- Australian Dollar (AUD) trades at multi month highs despite Australia falling into economic deflation
- Australian inflation -1.9% quarter on quarter in Q2
- US Dollar slips ahead of Federal Reserve monetary policy announcement
- US Congress still not agreeing on stimulus
The Australian Dollar US Dollar (AUD/USD) exchange rate is pushing higher for a fourth consecutive session on Wednesday after shooting to its highest level since April 2019. At 14:15 UTC, AUD/USD trades +0.5% at US$0.7186, as it looks to pierce US$0.7200.
The Australian Dollar is bounding higher against a weaker greenback despite data showing that Australia had moved into a period of economic deflation. Inflation, as measured by the consumer price index declined -1.9% quarter on quarter between April – June thrusting the county into deflation for the first time in 22 years.
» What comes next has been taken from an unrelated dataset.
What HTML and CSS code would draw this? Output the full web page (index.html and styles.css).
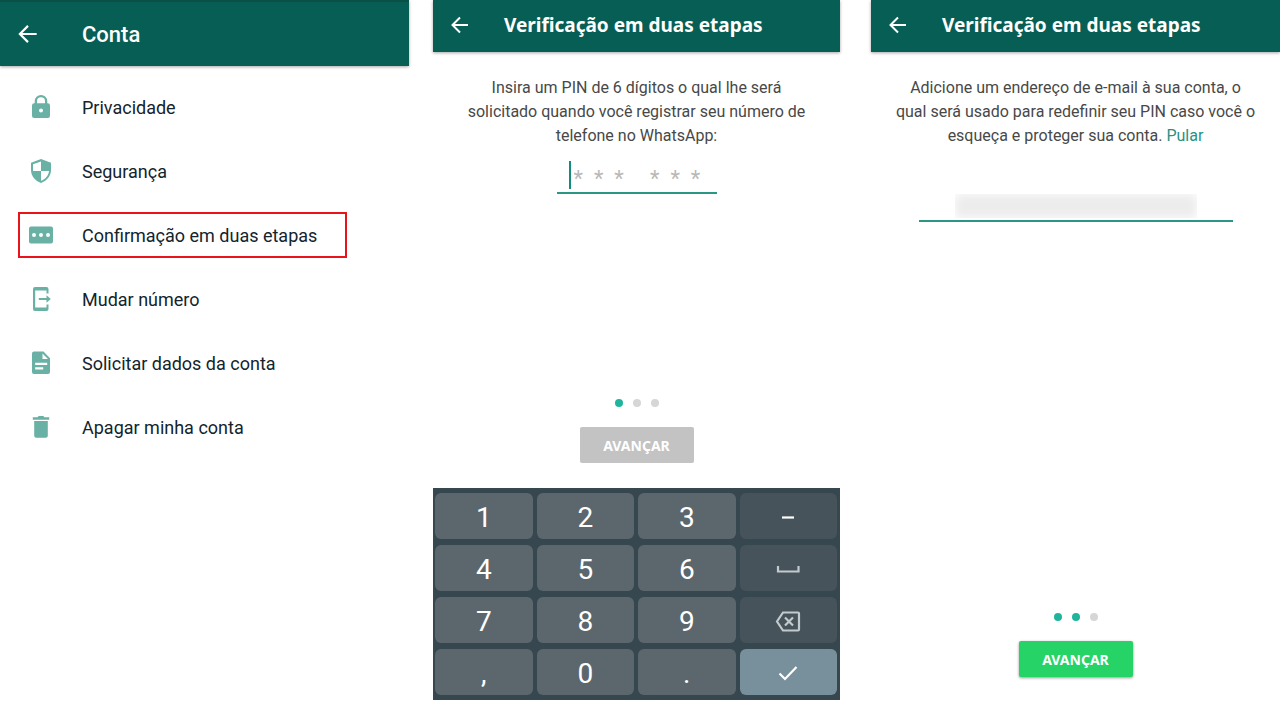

This was the largest slump in inflation in the 72-year history that records have run. The Australian Bureau of Statistics said that the drop was fuelled by falling childcare costs thanks to a federal government support scheme and falling petrol prices.
The risk sensitive Aussie Dollar was also receiving some support from upbeat vaccine news after Moderna’s vaccine candidate protects 16 monkeys against coronavirus infection. This is an encouraging step ahead of Phase 3 human trials which start on Monday.
Looking ahead, Australian building permits could attract some attention in the Asian session. Analysts are expecting a rebound in June to 0% after a -16.4% decline in May.
The US Dollar is heading southwards as investors await the Federal Reserve monetary policy announcement. The Fed is not expected to adjust monetary policy given the dozens of programmes that have been implemented over recent months.
Whilst the Fed will be in a wait and see mood, investors will be listening to the Fed’s tone carefully. The Fed are expected to remain very dovish as rising coronavirus numbers threaten to hamper the fragile economic recovery. Consumer confidence is falling and the recovery in the labour market has stalled.
Adding to the Fed’s challenges and the unfavourable climate there is still some distance between the Democrats and Republicans in Congress for a stimulus package.